Understand Childhood Cancers and Blood Disorders
von Willebrand Disease
Von Willebrand Disease (VWD) is the most common inherited bleeding disorder, affecting about one percent of the general population. It is named after Erik von Willebrand who first described it in 1925. Individuals with this disorder commonly present with post-traumatic, post-surgical, or mucocutaneous bleeding (e.g. nosebleeds, gumbleeds, heavy periods, or blood in the urine or stool). Often, affected individuals are asymptomatic and are diagnosed only after they have presurgical testing that reveals prolonged time to form a blood clot.
Once VWD is suspected, a hematologist should be consulted so that the appropriate blood tests can be performed to confirm the diagnosis, and the appropriate treatment can be given to prevent major bleeding. There are three types of VWD: Type I VWD has decreased amounts of von Willebrand factor (VWF), a protein in the blood that helps the blood to clot; Type II VWD comprises different problems in VWF that affect VWF's function; and Type III VWD has no VWF present.

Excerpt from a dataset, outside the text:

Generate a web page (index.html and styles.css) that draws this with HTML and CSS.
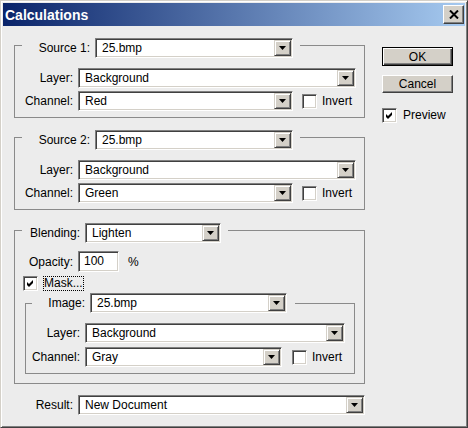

The treatment for VWD depends on the type of VWD. The most common type of VWD is Type I. Since individuals with this type of VWD make some VWF, they can be given a medicine called Desmopressin or DDAVP that helps to release VWF that is stored in the body so that the blood level of VWF can increase to normal. To make sure that a person is Type I, a hematologist will often perform a test called a "DDAVP challenge." For this test, blood is drawn and then DDAVP is given to the individual through an IV over 30 minutes. Blood is then drawn again one hour and two hours after the DDAVP is given. If the amount of VWF increases to normal after the DDAVP is given, then the person is likely to be Type I and DDAVP can be given before any surgical procedures to help prevent bleeding.
In Type III VWD, since there is no VWF present, the only treatment is administration of VWF that is separated from donated blood of individuals with normal amounts of VWF. These VWF concentrates are small volumes of fluid that can be given by IV over five minutes.
There are different types of problems with VWF that comprise Type II VWD, and therefore different treatments are indicated for different individuals. Individuals who make a VWF that functions a little less than normal can be given DDAVP. Individuals who make a VWF that does not function well (e.g. it doesn't bind to platelets or it binds too much to platelets), need to receive VWF concentrates.
Treatment is generally only indicated if there is significant bleeding or before surgery. Since VWD is inherited, family members should be tested so that they can receive treatment if they need it. Aspirin, Motrin, Ibuprofen, Advil and other similar anti-inflammatory medicines should be avoided because they can increase the risk of bleeding.